## Start GIVEN ENTRIES

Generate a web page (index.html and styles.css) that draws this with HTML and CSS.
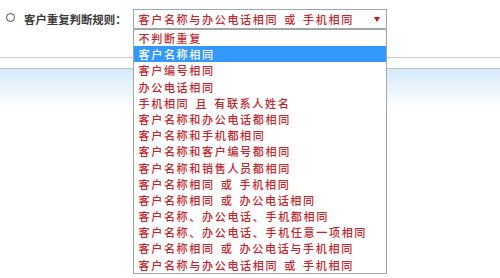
FILE: index.html
```html
<!DOCTYPE html>
<html lang="zh-CN">
<head>
<meta charset="utf-8">
<title>客户重复判断规则</title>
<link rel="stylesheet" href="styles.css">
</head>
<body>
<div class="page">
  <div class="rule-row">
    <span class="radio"></span>
    <span class="rule-label">客户重复判断规则：</span>
    <div class="select-wrap">
      <div class="select-box">
        <span class="select-value">客户名称与办公电话相同 或 手机相同</span>
        <span class="select-arrow"></span>
      </div>
      <ul class="select-list">
        <li>不判断重复</li>
        <li class="selected">客户名称相同</li>
        <li>客户编号相同</li>
        <li>办公电话相同</li>
        <li>手机相同 且 有联系人姓名</li>
        <li>客户名称和办公电话都相同</li>
        <li>客户名称和手机都相同</li>
        <li>客户名称和客户编号都相同</li>
        <li>客户名称和销售人员都相同</li>
        <li>客户名称相同 或 手机相同</li>
        <li>客户名称相同 或 办公电话相同</li>
        <li>客户名称、办公电话、手机都相同</li>
        <li>客户名称、办公电话、手机任意一项相同</li>
        <li>客户名称相同 或 办公电话与手机相同</li>
        <li>客户名称与办公电话相同 或 手机相同</li>
      </ul>
    </div>
  </div>
  <div class="band"></div>
  <div class="gradient"></div>
</div>
</body>
</html>
```

FILE: styles.css
```css
html, body {
  margin: 0;
  padding: 0;
  background: #ffffff;
}

body {
  font-family: "Noto Sans CJK SC", "Noto Sans", sans-serif;
  width: 500px;
  height: 278px;
  overflow: hidden;
}

.page {
  display: flex;
  flex-direction: column;
}

.rule-row {
  display: flex;
  align-items: center;
  padding-top: 9px;
  height: 20px;
}

.radio {
  box-sizing: border-box;
  width: 9px;
  height: 9px;
  margin-left: 6px;
  margin-top: -3px;
  border: 1.5px solid #4a4a4a;
  border-radius: 50%;
}

.rule-label {
  margin-left: 9px;
  font-size: 11.4px;
  font-weight: bold;
  color: #3a3a3a;
  line-height: 20px;
}

.select-wrap {
  position: relative;
  margin-left: 6px;
}

.select-box {
  box-sizing: border-box;
  width: 254px;
  height: 20px;
  border: 1px solid #9ea6b0;
  display: flex;
  align-items: center;
  justify-content: space-between;
  padding: 0 6px 0 5px;
  background: #fff;
}

.select-value,
.select-list li {
  font-size: 11.1px;
  font-weight: 500;
  letter-spacing: 1.6px;
  color: #c4262e;
  word-spacing: 2px;
  white-space: nowrap;
}

.select-value {
  line-height: 18px;
}

.select-arrow {
  width: 0;
  height: 0;
  border-left: 3px solid transparent;
  border-right: 3px solid transparent;
  border-top: 5px solid #c4161c;
}

.select-list {
  position: absolute;
  left: 0;
  top: 20px;
  box-sizing: border-box;
  width: 254px;
  margin: 0;
  padding: 0;
  list-style: none;
  background: #fff;
  border: 1px solid #a5a5a5;
  z-index: 2;
}

.select-list li {
  height: 16.2px;
  line-height: 16.2px;
  padding-left: 5px;
}

.select-list li.selected {
  background: #3399ff;
  color: #ffffff;
}

.band {
  margin-top: 28px;
  height: 10px;
  border-top: 1px solid #c8c8c8;
  border-bottom: 1px solid #b9c3cc;
}

.gradient {
  height: 40px;
  background: linear-gradient(to bottom, #d5e9fa, #ffffff);
}
```
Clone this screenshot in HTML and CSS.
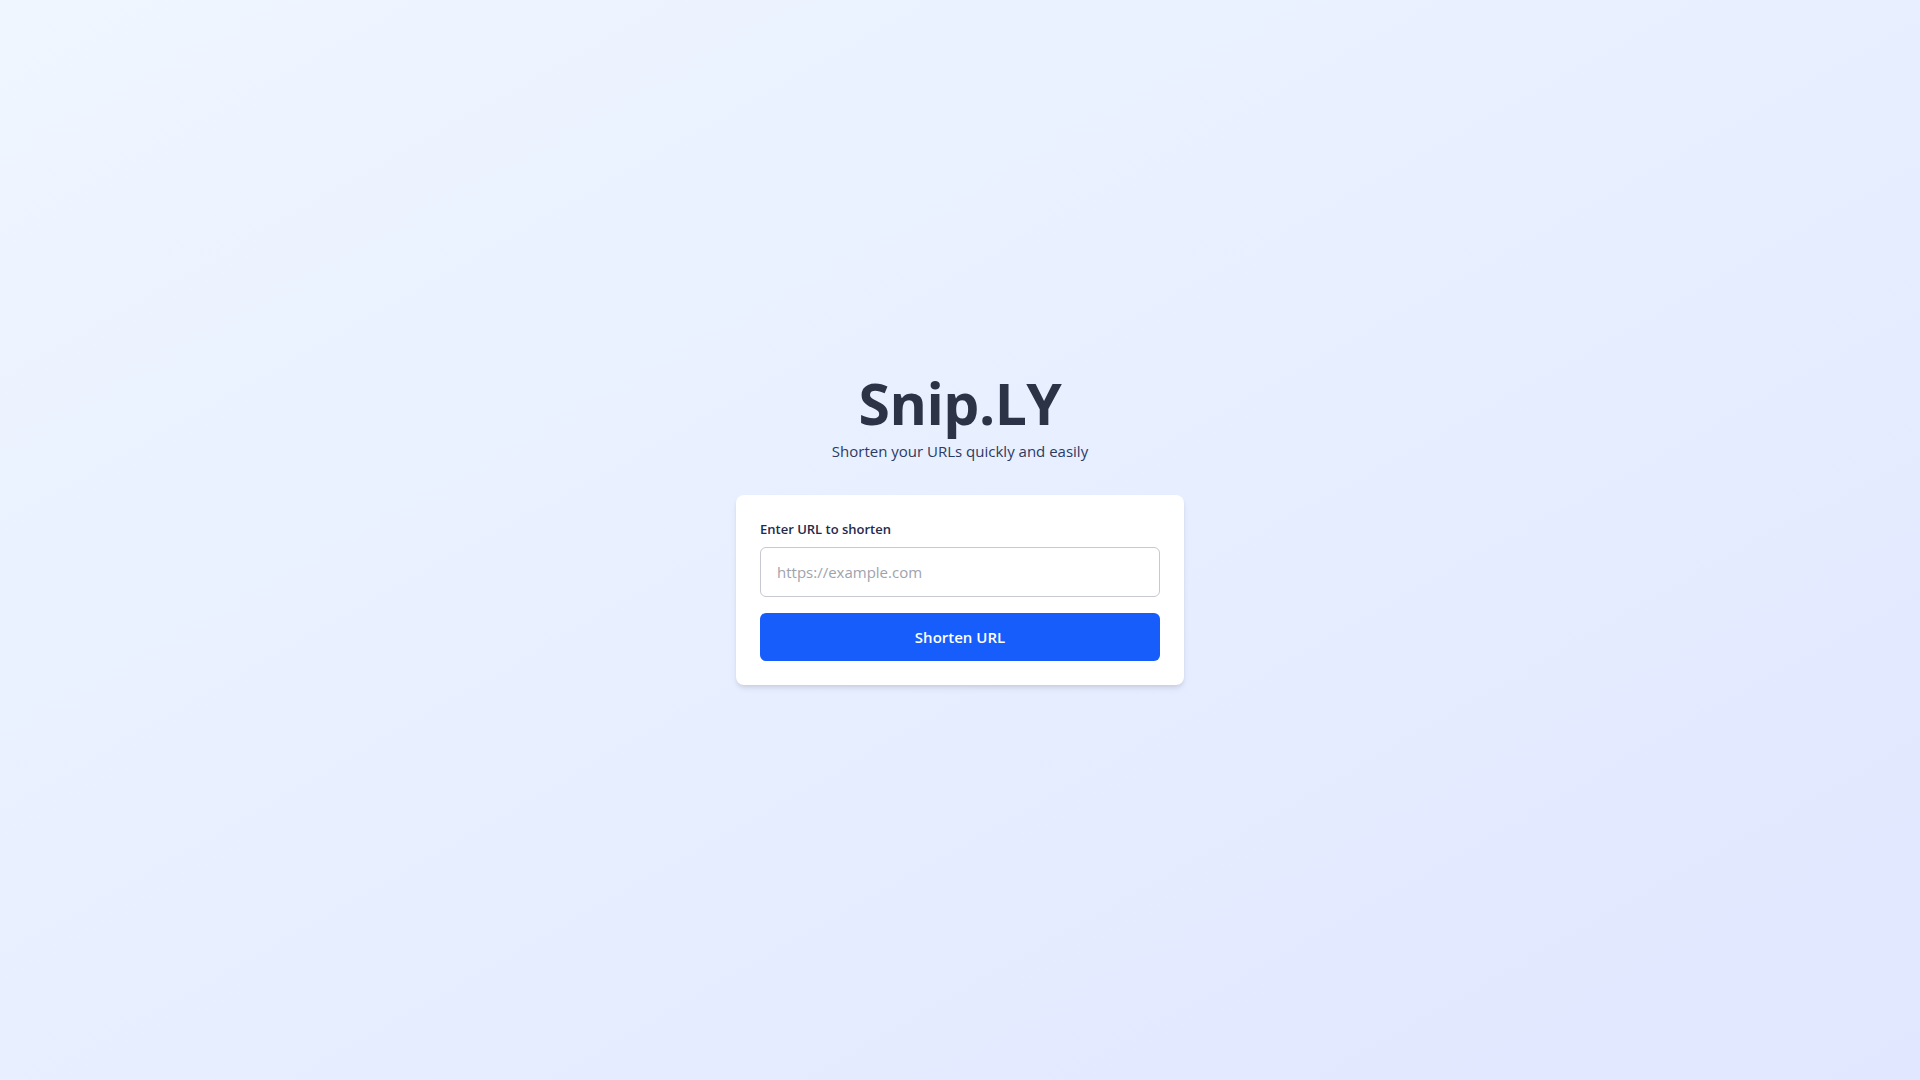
FILE: index.html
```html
<!DOCTYPE html>
<html lang="en">
<head>
<meta charset="utf-8">
<title>Snip.LY</title>
<link rel="stylesheet" href="styles.css">
</head>
<body>
<main class="page">
  <div class="wrap">
    <header class="hero">
      <h1 class="title">Snip.LY</h1>
      <p class="subtitle">Shorten your URLs quickly and easily</p>
    </header>
    <form class="card">
      <label class="label" for="url">Enter URL to shorten</label>
      <input class="input" id="url" type="text" placeholder="https://example.com">
      <button class="btn" type="button">Shorten URL</button>
    </form>
  </div>
</main>
</body>
</html>
```

FILE: styles.css
```css
* { box-sizing: border-box; }
html, body { margin: 0; padding: 0; }
body {
  font-family: "Open Sans", "Noto Sans", "Liberation Sans", sans-serif;
  background: linear-gradient(to bottom right, #eff6ff, #e0e7ff);
  min-height: 100vh;
}
.page {
  min-height: 100vh;
  display: flex;
  justify-content: center;
  padding-top: 368px;
}
.wrap {
  width: 448px;
  display: flex;
  flex-direction: column;
  align-items: stretch;
}
.hero {
  text-align: center;
  margin-bottom: 32px;
}
.title {
  margin: 0;
  font-size: 57px;
  line-height: 71px;
  font-weight: 700;
  color: #2d3346;
  letter-spacing: -0.5px;
}
.subtitle {
  margin: 0;
  font-size: 15px;
  line-height: 24px;
  color: #2c3a62;
}
.card {
  background: #fff;
  border-radius: 8px;
  box-shadow: 0 4px 6px -1px rgba(0,0,0,0.1), 0 2px 4px -1px rgba(0,0,0,0.06);
  padding: 24px;
  display: flex;
  flex-direction: column;
}
.label {
  font-size: 13px;
  line-height: 20px;
  font-weight: 600;
  color: #1f2a4d;
  margin-bottom: 8px;
}
.input {
  height: 50px;
  border: 1px solid #c6c8d2;
  border-radius: 6px;
  padding: 0 16px;
  font-family: inherit;
  font-size: 15px;
  color: #1f2937;
  outline: none;
  margin-bottom: 16px;
}
.input::placeholder { color: #9ea3ae; }
.btn {
  height: 48px;
  border: 0;
  border-radius: 6px;
  background: #165dfb;
  color: #fff;
  font-family: inherit;
  font-size: 15px;
  font-weight: 600;
  cursor: pointer;
}
```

## End GIVEN ENTRIES

» **DIRECTIVE**
Transcribe the complete set of entries verbatim. No pictures belong in the copy.

» **FINISHED TASK**
Generate a web page (index.html and styles.css) that draws this with HTML and CSS.
FILE: index.html
```html
<!DOCTYPE html>
<html lang="zh-CN">
<head>
<meta charset="utf-8">
<title>客户重复判断规则</title>
<link rel="stylesheet" href="styles.css">
</head>
<body>
<div class="page">
  <div class="rule-row">
    <span class="radio"></span>
    <span class="rule-label">客户重复判断规则：</span>
    <div class="select-wrap">
      <div class="select-box">
        <span class="select-value">客户名称与办公电话相同 或 手机相同</span>
        <span class="select-arrow"></span>
      </div>
      <ul class="select-list">
        <li>不判断重复</li>
        <li class="selected">客户名称相同</li>
        <li>客户编号相同</li>
        <li>办公电话相同</li>
        <li>手机相同 且 有联系人姓名</li>
        <li>客户名称和办公电话都相同</li>
        <li>客户名称和手机都相同</li>
        <li>客户名称和客户编号都相同</li>
        <li>客户名称和销售人员都相同</li>
        <li>客户名称相同 或 手机相同</li>
        <li>客户名称相同 或 办公电话相同</li>
        <li>客户名称、办公电话、手机都相同</li>
        <li>客户名称、办公电话、手机任意一项相同</li>
        <li>客户名称相同 或 办公电话与手机相同</li>
        <li>客户名称与办公电话相同 或 手机相同</li>
      </ul>
    </div>
  </div>
  <div class="band"></div>
  <div class="gradient"></div>
</div>
</body>
</html>
```

FILE: styles.css
```css
html, body {
  margin: 0;
  padding: 0;
  background: #ffffff;
}

body {
  font-family: "Noto Sans CJK SC", "Noto Sans", sans-serif;
  width: 500px;
  height: 278px;
  overflow: hidden;
}

.page {
  display: flex;
  flex-direction: column;
}

.rule-row {
  display: flex;
  align-items: center;
  padding-top: 9px;
  height: 20px;
}

.radio {
  box-sizing: border-box;
  width: 9px;
  height: 9px;
  margin-left: 6px;
  margin-top: -3px;
  border: 1.5px solid #4a4a4a;
  border-radius: 50%;
}

.rule-label {
  margin-left: 9px;
  font-size: 11.4px;
  font-weight: bold;
  color: #3a3a3a;
  line-height: 20px;
}

.select-wrap {
  position: relative;
  margin-left: 6px;
}

.select-box {
  box-sizing: border-box;
  width: 254px;
  height: 20px;
  border: 1px solid #9ea6b0;
  display: flex;
  align-items: center;
  justify-content: space-between;
  padding: 0 6px 0 5px;
  background: #fff;
}

.select-value,
.select-list li {
  font-size: 11.1px;
  font-weight: 500;
  letter-spacing: 1.6px;
  color: #c4262e;
  word-spacing: 2px;
  white-space: nowrap;
}

.select-value {
  line-height: 18px;
}

.select-arrow {
  width: 0;
  height: 0;
  border-left: 3px solid transparent;
  border-right: 3px solid transparent;
  border-top: 5px solid #c4161c;
}

.select-list {
  position: absolute;
  left: 0;
  top: 20px;
  box-sizing: border-box;
  width: 254px;
  margin: 0;
  padding: 0;
  list-style: none;
  background: #fff;
  border: 1px solid #a5a5a5;
  z-index: 2;
}

.select-list li {
  height: 16.2px;
  line-height: 16.2px;
  padding-left: 5px;
}

.select-list li.selected {
  background: #3399ff;
  color: #ffffff;
}

.band {
  margin-top: 28px;
  height: 10px;
  border-top: 1px solid #c8c8c8;
  border-bottom: 1px solid #b9c3cc;
}

.gradient {
  height: 40px;
  background: linear-gradient(to bottom, #d5e9fa, #ffffff);
}
```
Clone this screenshot in HTML and CSS.
FILE: index.html
```html
<!DOCTYPE html>
<html lang="en">
<head>
<meta charset="utf-8">
<title>Snip.LY</title>
<link rel="stylesheet" href="styles.css">
</head>
<body>
<main class="page">
  <div class="wrap">
    <header class="hero">
      <h1 class="title">Snip.LY</h1>
      <p class="subtitle">Shorten your URLs quickly and easily</p>
    </header>
    <form class="card">
      <label class="label" for="url">Enter URL to shorten</label>
      <input class="input" id="url" type="text" placeholder="https://example.com">
      <button class="btn" type="button">Shorten URL</button>
    </form>
  </div>
</main>
</body>
</html>
```

FILE: styles.css
```css
* { box-sizing: border-box; }
html, body { margin: 0; padding: 0; }
body {
  font-family: "Open Sans", "Noto Sans", "Liberation Sans", sans-serif;
  background: linear-gradient(to bottom right, #eff6ff, #e0e7ff);
  min-height: 100vh;
}
.page {
  min-height: 100vh;
  display: flex;
  justify-content: center;
  padding-top: 368px;
}
.wrap {
  width: 448px;
  display: flex;
  flex-direction: column;
  align-items: stretch;
}
.hero {
  text-align: center;
  margin-bottom: 32px;
}
.title {
  margin: 0;
  font-size: 57px;
  line-height: 71px;
  font-weight: 700;
  color: #2d3346;
  letter-spacing: -0.5px;
}
.subtitle {
  margin: 0;
  font-size: 15px;
  line-height: 24px;
  color: #2c3a62;
}
.card {
  background: #fff;
  border-radius: 8px;
  box-shadow: 0 4px 6px -1px rgba(0,0,0,0.1), 0 2px 4px -1px rgba(0,0,0,0.06);
  padding: 24px;
  display: flex;
  flex-direction: column;
}
.label {
  font-size: 13px;
  line-height: 20px;
  font-weight: 600;
  color: #1f2a4d;
  margin-bottom: 8px;
}
.input {
  height: 50px;
  border: 1px solid #c6c8d2;
  border-radius: 6px;
  padding: 0 16px;
  font-family: inherit;
  font-size: 15px;
  color: #1f2937;
  outline: none;
  margin-bottom: 16px;
}
.input::placeholder { color: #9ea3ae; }
.btn {
  height: 48px;
  border: 0;
  border-radius: 6px;
  background: #165dfb;
  color: #fff;
  font-family: inherit;
  font-size: 15px;
  font-weight: 600;
  cursor: pointer;
}
```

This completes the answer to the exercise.